I bet there is not a single reader of this column who did not feel stunned by the news of the demise of Eastman Kodak. Generations of camera buffs, tourists and members of ordinary households had known no other brand of camera and film. It is almost as if it had been an inseparable part of their lives.

In its heyday, Kodak had literally reached for the skies. A Kodak camera was used by the US astronauts on the Apollo 11 mission in 1969 to film the lunar soil from only inches away. Since its founding in 1880, Kodak film has been used on 80 movies that have won Best Picture Oscars.

At its zenith, it could claim nearly 90 per cent of the camera and film sales in the US and a 70 per cent margin on its products and processes. That it should be reduced to the pathetic plight of filing for loan and bankruptcy protection is probably the worst illustration of the fate that can overtake companies that do not keep abreast of advances in technologies and changes in customer-preferences.

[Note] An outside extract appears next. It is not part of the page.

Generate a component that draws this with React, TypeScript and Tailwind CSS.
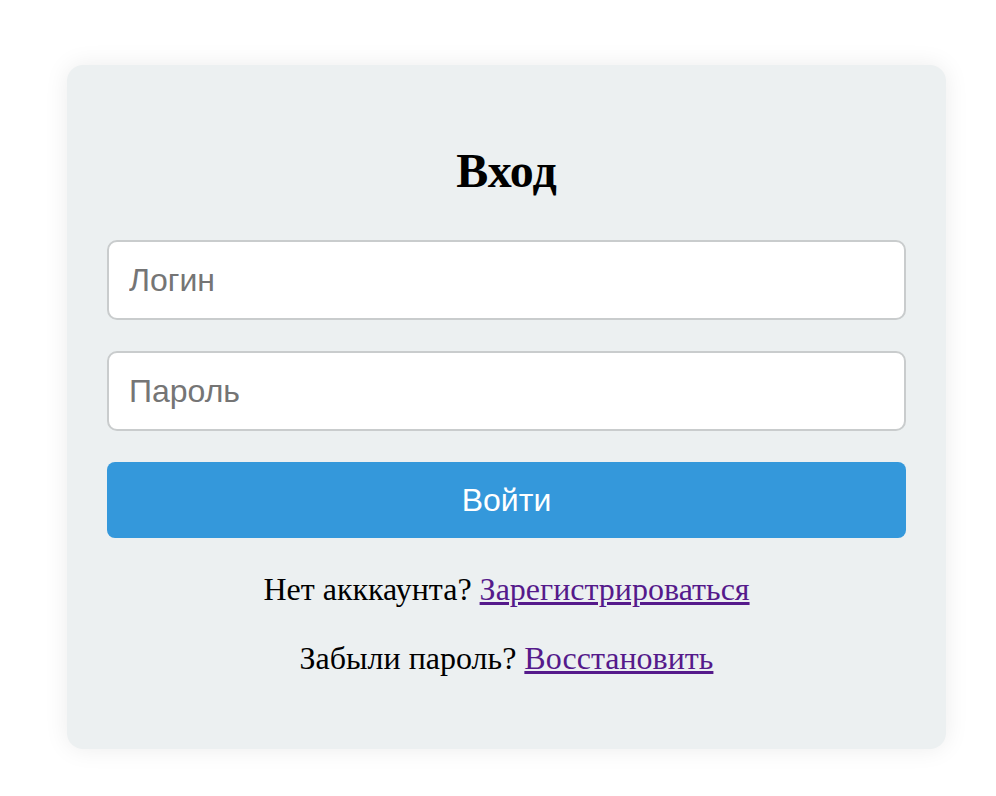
export default function App() {
  return (
    <div className="min-h-screen bg-white pt-[65px] pl-[67px]">
      <div className="w-[879px] rounded-[16px] bg-[#ecf0f1] px-[40px] pt-[78px] pb-[72px] shadow-[0_0_24px_rgba(0,0,0,0.08)]">
        <h1 className="text-center font-['Liberation_Serif',serif] text-[48px] font-bold leading-[55px] text-black">
          Вход
        </h1>

        <form className="mt-[42px] flex flex-col" onSubmit={e => e.preventDefault()}>
          <input
            type="text"
            placeholder="Логин"
            className="h-[80px] w-full rounded-[10px] border-2 border-[#c9cccd] bg-white px-[20px] font-['Liberation_Sans',Arial,sans-serif] text-[32px] text-black outline-none placeholder:text-[#757575]"
          />
          <input
            type="password"
            placeholder="Пароль"
            className="mt-[31px] h-[80px] w-full rounded-[10px] border-2 border-[#c9cccd] bg-white px-[20px] font-['Liberation_Sans',Arial,sans-serif] text-[32px] text-black outline-none placeholder:text-[#757575]"
          />
          <button
            type="submit"
            className="mt-[31px] h-[76px] w-full rounded-[8px] bg-[#3498db] font-['Liberation_Sans',Arial,sans-serif] text-[32px] text-white"
          >
            Войти
          </button>
        </form>

        <div className="mt-[33px] flex flex-col gap-[32px] text-center font-['Liberation_Serif',serif] text-[32px] leading-[37px] text-black">
          <p>
            Нет акккаунта?{' '}
            <a href="#" className="text-[#551a8b] underline">
              Зарегистрироваться
            </a>
          </p>
          <p>
            Забыли пароль?{' '}
            <a href="#" className="text-[#551a8b] underline">
              Восстановить
            </a>
          </p>
        </div>
      </div>
    </div>
  )
}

For, Kodak is not the first to fade away. There have, for instance, been the EMI, Polaroid and Xerox, which had also gambled on their once great, but currently, irrelevant strengths, and “fumbled the future”. Nor will it be the last. Some technology and market watchers have begun to caution Hewlett-Packard, RIM and Nokia that they too may fold up if they do not catch up.

Airplane without wings

The Western media have gone to great lengths to distil the revealing lessons the Kodak debacle holds for other companies. I just give the gist without elaborating them, as the logic must be self-evident to the worldly-wise.

A company progressively, and unbeknownst to those running it, loses its élan vital by sticking too long with its core competence, without being proactive enough to explore ever newer avenues to make its impact. Invention alone, without the accompanying drive to market it, is like an airplane without wings. Kodak had the raw materials to become a player in the new digital world, but it was not serious about putting them to the best use.

It did make forays into “adjacent” businesses where it may have had some expertise, but soon got out of depth when it had to contend with different types of customers and products and different organisational cultures, business models and rules of the game. Diversifying into businesses away from what a company had been traditionally been focused on and it was most comfortable with has seldom worked.

Kodak expanded into chemicals, bathroom cleaners and medical-testing devices but this only led to an enormous drain on resources, aggravated further by mounting overheads on generous compensation packages and pension benefits. Timely selling of the company while it still had some value left might have saved it, but this is always a difficult proposition to implement and Kodak's decision-makers could not be blamed for dragging their feet until well past the eleventh hour. (It may be of interest here to recall that its own founder George Eastman committed suicide at age 77, leaving a note saying, “To my friends, my work is done. Why wait?”)

Need for upgradation

There is yet another factor that governs companies but this has not figured in the analysis widely made in the media. Organisations too, like those they employ, fall victims to the Peter Principle, rising to their level of incompetence. The implication of this for those in charge of companies is that they should be ruthless in getting rid of dead wood, and induct fresh blood laterally at various levels of policy making. The top echelons should not consider themselves to be an exception to this. In fact, the need for constant intellectual and technological upgradation is imperative in their case.

Nowhere does human obsolescence manifest itself so direly as when a company is undermined, by what has been called ‘disruptive innovations'. In the case of Kodak, complacency in the face of the multiplier effects of digital technology and smart phones acting as cameras, simply robbed it of its appeal and swept it off its feet when confronted with the tsunami of competition. RIP.